鏡の下の方にヨシミさんが使っていた口紅で、フッと直線が書かれている。
(なんだこれ)
もう一方の方の鏡にかかった布を捲ってみる。
やはりそこにも口紅で線が描かれている。
二枚目を捲った頃から嫌な予感がする。
三枚目を捲って四枚目を捲って、段々と線が大きくなっていくんです。
段々と形になっていくんです。
で、一番最後のヨシミの目線の先にあった大きな姿見にかかった布を下から捲くりあげた時、すぐに布を元に戻した。
だってその鏡に赤い口紅で描かれた線は誰が見ても子供と思しき輪郭を象ったものだったんです。
その線はまるで手を突き出して大きく伸び上がったソレを象った輪郭を描いたものだった。
「言っていたとおりなんでしょう。
半分は信じていたけども、半分は精神が不安定になっていたからなのかなと思っていました。
でもやっぱり見られていたんでしょうね。
あとになって考えてみると、初めてあいつの家を訪ねた時、二階から俺も視線を感じているんですよね。
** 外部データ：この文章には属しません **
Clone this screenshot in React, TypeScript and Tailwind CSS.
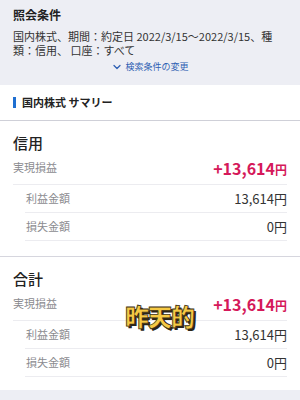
import { ChevronDown } from "lucide-react";

const font = { fontFamily: '"Noto Sans CJK JP", "Noto Sans", sans-serif' };

function SubRow({ label, value }: { label: string; value: string }) {
  return (
    <div className="ml-3 flex h-[28px] items-center justify-between border-b border-[#ececf0]">
      <span className="pl-[1px] text-[11px] text-[#8b8b90]">{label}</span>
      <span className="text-[13px] text-[#333]">{value}</span>
    </div>
  );
}

function Section({ title, last = false }: { title: string; last?: boolean }) {
  return (
    <div className={"px-[13px] pt-[11px] " + (last ? "pb-[13px]" : "pb-[15px] border-b border-[#d6d6de]")}>
      <div className="h-[22px] text-[15px] font-medium leading-[22px] text-[#222]">{title}</div>
      <div className="flex h-[31px] items-center justify-between border-b border-[#ececf0] pb-[3px]">
        <span className="text-[11px] text-[#8b8b90]">実現損益</span>
        <span className="text-[16px] font-bold text-[#d5195a]">
          +13,614<span className="text-[12px]">円</span>
        </span>
      </div>
      <SubRow label="利益金額" value="13,614円" />
      <SubRow label="損失金額" value="0円" />
    </div>
  );
}

export default function App() {
  return (
    <div className="relative h-[400px] w-[300px] overflow-hidden bg-[#edeef4]" style={font}>
      <div className="px-[13px] pt-[6px]">
        <div className="text-[12px] font-bold leading-[18px] text-[#222]">照会条件</div>
        <div className="mt-[5px] text-[11px] leading-[14px] text-[#333]">
          国内株式、期間：約定日 2022/3/15〜2022/3/15、種
          <br />
          類：信用、 口座：すべて
        </div>
        <div className="mt-[3px] flex items-center justify-center gap-[2px] text-[9px] leading-[14px] text-[#2d5fb3]">
          <ChevronDown size={12} strokeWidth={2.5} />
          <span>検索条件の変更</span>
        </div>
      </div>

      <div className="mt-[11px] bg-white">
        <div className="flex h-[36px] items-center gap-[6px] border-b border-[#cfd0d8] px-[13px]">
          <div className="h-[11px] w-[3px] bg-[#1f6fd1]" />
          <span className="text-[11px] font-bold text-[#222]">国内株式 サマリー</span>
        </div>
        <Section title="信用" />
        <Section title="合計" last />
      </div>

      <div className="absolute left-[125px] top-[304px] text-[24px] font-black leading-none tracking-[-1px] text-[#f6c944] [-webkit-text-stroke:0.8px_#3b2e14] [text-shadow:2px_2px_0_#2a2418]">
        昨天的
      </div>
    </div>
  );
}
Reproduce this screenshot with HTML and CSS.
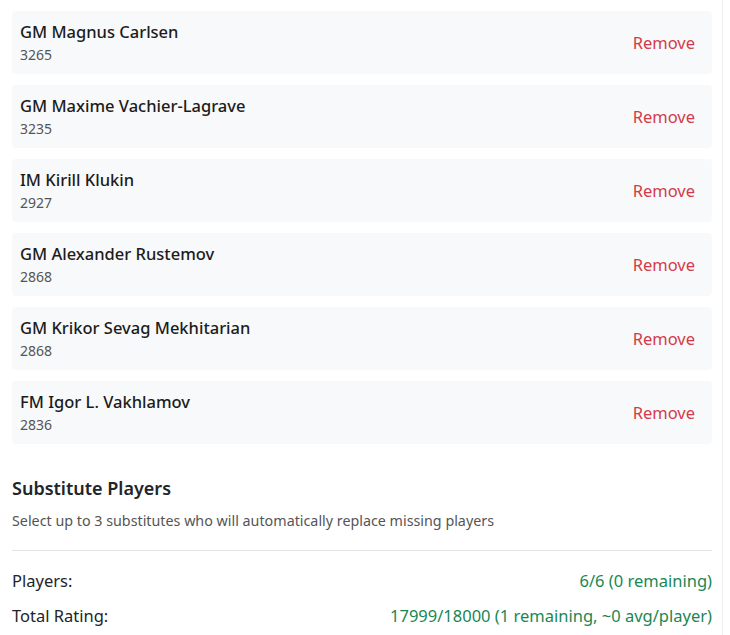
FILE: index.html
```html
<!DOCTYPE html>
<html>
<head>
<meta charset="utf-8">
<link rel="stylesheet" href="styles.css">
</head>
<body>
<div class="panel">
  <div class="list">
    <div class="row"><div class="info"><div class="name">GM Magnus Carlsen</div><div class="rating">3265</div></div><span class="remove">Remove</span></div>
    <div class="row"><div class="info"><div class="name">GM Maxime Vachier-Lagrave</div><div class="rating">3235</div></div><span class="remove">Remove</span></div>
    <div class="row"><div class="info"><div class="name">IM Kirill Klukin</div><div class="rating">2927</div></div><span class="remove">Remove</span></div>
    <div class="row"><div class="info"><div class="name">GM Alexander Rustemov</div><div class="rating">2868</div></div><span class="remove">Remove</span></div>
    <div class="row"><div class="info"><div class="name">GM Krikor Sevag Mekhitarian</div><div class="rating">2868</div></div><span class="remove">Remove</span></div>
    <div class="row"><div class="info"><div class="name">FM Igor L. Vakhlamov</div><div class="rating">2836</div></div><span class="remove">Remove</span></div>
  </div>
  <h3 class="title">Substitute Players</h3>
  <p class="sub">Select up to 3 substitutes who will automatically replace missing players</p>
  <div class="summary">
    <div class="line"><span>Players:</span><span class="ok">6/6 (0 remaining)</span></div>
    <div class="line"><span>Total Rating:</span><span class="ok">17999/18000 (1 remaining, ~0 avg/player)</span></div>
  </div>
</div>
</body>
</html>
```
FILE: styles.css
```css
html, body { margin: 0; padding: 0; background: #fff; }
body { font-family: "Noto Sans", "Open Sans", sans-serif; color: #212529; }
.panel { width: 723px; border-right: 1px solid #eceef0; box-sizing: border-box; padding: 11px 10px 0 12px; height: 635px; overflow: hidden; }
.list { display: flex; flex-direction: column; gap: 11px; width: 700px; }
.row { display: flex; align-items: center; justify-content: space-between; background: #f8f9fa; border-radius: 4px; height: 63px; padding: 0 17px 0 8px; box-sizing: border-box; }
.info { margin-top: -1px; }
.name { font-size: 16.5px; line-height: 22px; font-weight: 500; color: #1c1c1c; }
.rating { font-size: 14px; line-height: 18px; color: #555; margin-top: 3px; }
.remove { color: #d43a48; font-size: 16.5px; }
.title { margin: 32px 0 0 0; font-size: 18px; line-height: 24px; font-weight: 600; color: #212529; }
.sub { margin: 12px 0 0 0; font-size: 14.3px; line-height: 18px; color: #555; }
.summary { width: 700px; border-top: 1px solid #e2e5e8; margin-top: 20px; padding-top: 19px; }
.line { display: flex; justify-content: space-between; font-size: 16.5px; line-height: 22px; height: 35px; color: #212529; }
.ok { color: #198754; }
```
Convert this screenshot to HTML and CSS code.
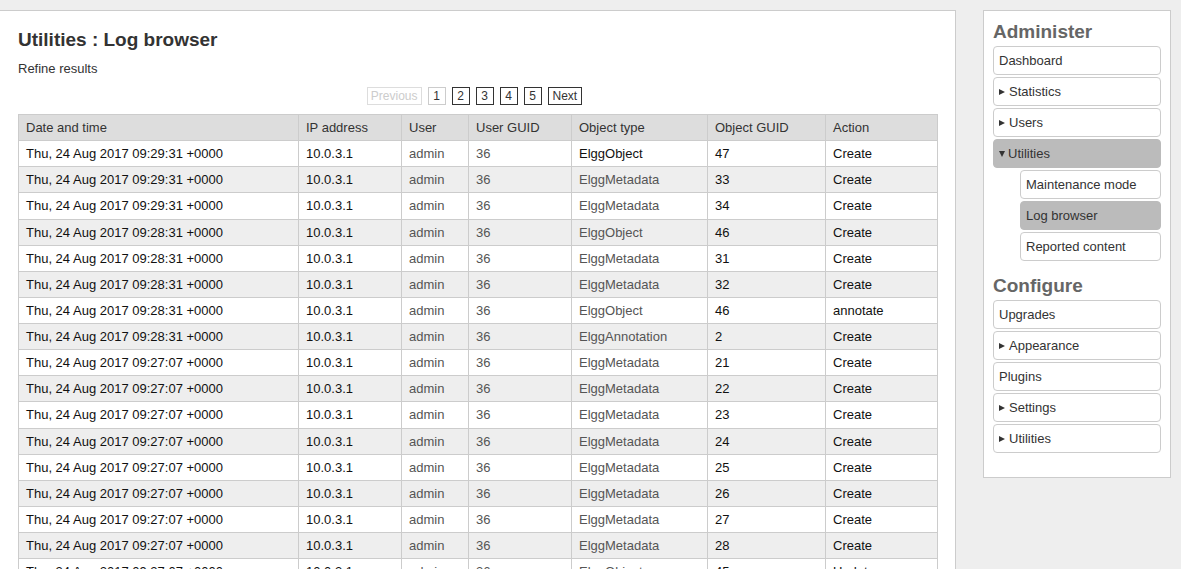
FILE: index.html
```html
<!DOCTYPE html>
<html>
<head>
<meta charset="utf-8">
<link rel="stylesheet" href="styles.css">
</head>
<body>
<div class="page">
  <div class="main">
    <h1 class="title">Utilities : Log browser</h1>
    <div class="refine">Refine results</div>
    <div class="pagination">
      <span class="pg disabled">Previous</span>
      <span class="pg current">1</span>
      <span class="pg">2</span>
      <span class="pg">3</span>
      <span class="pg">4</span>
      <span class="pg">5</span>
      <span class="pg">Next</span>
    </div>
    <table class="log">
      <colgroup>
        <col class="c1"><col class="c2"><col class="c3"><col class="c4"><col class="c5"><col class="c6"><col class="c7">
      </colgroup>
      <thead>
        <tr><th>Date and time</th><th>IP address</th><th>User</th><th>User GUID</th><th>Object type</th><th>Object GUID</th><th>Action</th></tr>
      </thead>
      <tbody>
        <tr><td>Thu, 24 Aug 2017 09:29:31 +0000</td><td>10.0.3.1</td><td class="lnk">admin</td><td class="lnk">36</td><td>ElggObject</td><td>47</td><td>Create</td></tr>
        <tr><td>Thu, 24 Aug 2017 09:29:31 +0000</td><td>10.0.3.1</td><td class="lnk">admin</td><td class="lnk">36</td><td class="lnk">ElggMetadata</td><td>33</td><td>Create</td></tr>
        <tr><td>Thu, 24 Aug 2017 09:29:31 +0000</td><td>10.0.3.1</td><td class="lnk">admin</td><td class="lnk">36</td><td class="lnk">ElggMetadata</td><td>34</td><td>Create</td></tr>
        <tr><td>Thu, 24 Aug 2017 09:28:31 +0000</td><td>10.0.3.1</td><td class="lnk">admin</td><td class="lnk">36</td><td class="lnk">ElggObject</td><td>46</td><td>Create</td></tr>
        <tr><td>Thu, 24 Aug 2017 09:28:31 +0000</td><td>10.0.3.1</td><td class="lnk">admin</td><td class="lnk">36</td><td class="lnk">ElggMetadata</td><td>31</td><td>Create</td></tr>
        <tr><td>Thu, 24 Aug 2017 09:28:31 +0000</td><td>10.0.3.1</td><td class="lnk">admin</td><td class="lnk">36</td><td class="lnk">ElggMetadata</td><td>32</td><td>Create</td></tr>
        <tr><td>Thu, 24 Aug 2017 09:28:31 +0000</td><td>10.0.3.1</td><td class="lnk">admin</td><td class="lnk">36</td><td class="lnk">ElggObject</td><td>46</td><td>annotate</td></tr>
        <tr><td>Thu, 24 Aug 2017 09:28:31 +0000</td><td>10.0.3.1</td><td class="lnk">admin</td><td class="lnk">36</td><td class="lnk">ElggAnnotation</td><td>2</td><td>Create</td></tr>
        <tr><td>Thu, 24 Aug 2017 09:27:07 +0000</td><td>10.0.3.1</td><td class="lnk">admin</td><td class="lnk">36</td><td class="lnk">ElggMetadata</td><td>21</td><td>Create</td></tr>
        <tr><td>Thu, 24 Aug 2017 09:27:07 +0000</td><td>10.0.3.1</td><td class="lnk">admin</td><td class="lnk">36</td><td class="lnk">ElggMetadata</td><td>22</td><td>Create</td></tr>
        <tr><td>Thu, 24 Aug 2017 09:27:07 +0000</td><td>10.0.3.1</td><td class="lnk">admin</td><td class="lnk">36</td><td class="lnk">ElggMetadata</td><td>23</td><td>Create</td></tr>
        <tr><td>Thu, 24 Aug 2017 09:27:07 +0000</td><td>10.0.3.1</td><td class="lnk">admin</td><td class="lnk">36</td><td class="lnk">ElggMetadata</td><td>24</td><td>Create</td></tr>
        <tr><td>Thu, 24 Aug 2017 09:27:07 +0000</td><td>10.0.3.1</td><td class="lnk">admin</td><td class="lnk">36</td><td class="lnk">ElggMetadata</td><td>25</td><td>Create</td></tr>
        <tr><td>Thu, 24 Aug 2017 09:27:07 +0000</td><td>10.0.3.1</td><td class="lnk">admin</td><td class="lnk">36</td><td class="lnk">ElggMetadata</td><td>26</td><td>Create</td></tr>
        <tr><td>Thu, 24 Aug 2017 09:27:07 +0000</td><td>10.0.3.1</td><td class="lnk">admin</td><td class="lnk">36</td><td class="lnk">ElggMetadata</td><td>27</td><td>Create</td></tr>
        <tr><td>Thu, 24 Aug 2017 09:27:07 +0000</td><td>10.0.3.1</td><td class="lnk">admin</td><td class="lnk">36</td><td class="lnk">ElggMetadata</td><td>28</td><td>Create</td></tr>
        <tr><td>Thu, 24 Aug 2017 09:27:07 +0000</td><td>10.0.3.1</td><td class="lnk">admin</td><td class="lnk">36</td><td class="lnk">ElggObject</td><td>45</td><td>Update</td></tr>
      </tbody>
    </table>
  </div>
  <div class="sidebar">
    <h2 class="side-title">Administer</h2>
    <ul class="menu">
      <li class="item">Dashboard</li>
      <li class="item"><span class="arr-right"></span>Statistics</li>
      <li class="item"><span class="arr-right"></span>Users</li>
      <li class="item selected"><span class="arr-down"></span>Utilities</li>
      <li class="item sub">Maintenance mode</li>
      <li class="item sub selected">Log browser</li>
      <li class="item sub">Reported content</li>
    </ul>
    <h2 class="side-title">Configure</h2>
    <ul class="menu">
      <li class="item">Upgrades</li>
      <li class="item"><span class="arr-right"></span>Appearance</li>
      <li class="item">Plugins</li>
      <li class="item"><span class="arr-right"></span>Settings</li>
      <li class="item"><span class="arr-right"></span>Utilities</li>
    </ul>
  </div>
</div>
</body>
</html>
```

FILE: styles.css
```css
html, body {
  margin: 0;
  padding: 0;
  background: #eeeeee;
  font-family: "Liberation Sans", Arial, sans-serif;
  font-size: 13px;
  color: #333333;
}

.page {
  display: flex;
  align-items: flex-start;
  padding-top: 10px;
}

.main {
  box-sizing: border-box;
  width: 956px;
  min-height: 700px;
  background: #ffffff;
  border-top: 1px solid #cccccc;
  border-right: 1px solid #cccccc;
  padding: 18px 0 0 18px;
}

.title {
  margin: 0 0 10px 0;
  font-size: 19px;
  font-weight: bold;
  line-height: 21px;
  color: #333333;
}

.refine {
  line-height: 17px;
  color: #333333;
}

.pagination {
  width: 913px;
  margin-top: 10px;
  display: flex;
  justify-content: center;
  gap: 6px;
}

.pg {
  box-sizing: border-box;
  display: inline-block;
  min-width: 18px;
  height: 18px;
  line-height: 16px;
  padding: 0 4px;
  border: 1px solid #333333;
  font-size: 12px;
  text-align: center;
  color: #333333;
}

.pg.disabled {
  padding: 0 3px;
  border-color: #dddddd;
  color: #cccccc;
}

.pg.current {
  border-color: #cccccc;
  color: #333333;
}

.log {
  margin-top: 9px;
  width: 919px;
  table-layout: fixed;
  border-collapse: collapse;
  border: 1px solid #cccccc;
}

.c1 { width: 280px; }
.c2 { width: 103px; }
.c3 { width: 67px; }
.c4 { width: 103px; }
.c5 { width: 136px; }
.c6 { width: 118px; }
.c7 { width: 112px; }

.log th,
.log td {
  border: 1px solid #cccccc;
  padding: 4px 7px 4px 7px;
  line-height: 17.125px;
  text-align: left;
  white-space: nowrap;
  overflow: hidden;
  font-size: 13px;
}

.log th {
  background: #dddddd;
  font-weight: normal;
  color: #333333;
}

.log td {
  color: #111111;
}

.log td.lnk {
  color: #555555;
}

.log tbody tr:nth-child(even) td {
  background: #eeeeee;
}

.log tbody tr:nth-child(odd) td {
  background: #ffffff;
}

.sidebar {
  box-sizing: border-box;
  width: 188px;
  margin-left: 27px;
  background: #ffffff;
  border: 1px solid #cccccc;
  padding: 10px 9px 10px 9px;
}

.side-title {
  margin: 0 0 4px 0;
  font-size: 19px;
  font-weight: bold;
  line-height: 21px;
  color: #666666;
}

.menu {
  list-style: none;
  margin: 0 0 14px 0;
  padding: 0;
}

.menu + .side-title {
  margin-top: 2px;
}

.item {
  box-sizing: border-box;
  height: 29px;
  margin-bottom: 2px;
  padding: 5px 5px;
  line-height: 17px;
  border: 1px solid #cccccc;
  border-radius: 4px;
  background: #ffffff;
  color: #333333;
  font-size: 13px;
  display: flex;
  align-items: center;
}

.item.sub {
  margin-left: 27px;
}

.item.selected {
  background: #bbbbbb;
  border-color: #bbbbbb;
}

.arr-right {
  display: inline-block;
  width: 0;
  height: 0;
  border-top: 3.5px solid transparent;
  border-bottom: 3.5px solid transparent;
  border-left: 6px solid #333333;
  margin-right: 4px;
}

.arr-down {
  display: inline-block;
  width: 0;
  height: 0;
  border-left: 3.5px solid transparent;
  border-right: 3.5px solid transparent;
  border-top: 6px solid #333333;
  margin-right: 3px;
}
```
ヨシミは自分の亡くなったご両親がまだ住んでいると言っていたけども両親ではないんでしょう。
それほど日を置かずに亡くなったご両親もそれにつられて逝かれたんじゃないかって。
あの日ヨシミは近づいてくる何かが映って、それを一生懸命口紅でなぞっていたのかなと思うと一体どういう気持ちだったのか。
まぁ死人に口なしですから実際あいつが死ぬ間際に身を隠しながら何を見ていたのか。
それは確かめようがないんですけども。
でも間違いなく何かが居たんです」
以来ヒロシさんは少し気になる場所や、あぁこの人大丈夫かなと思う人を目にしますとフッと辺りが暗く感じられるそうです。
一体何故光の加減がそのように暗く感じるのか。
それは明確な理由としては何も分からないそうなんですが、ただそういうことにメッセージが込められているような気がしてならないとそんな風にお話をしてくれました。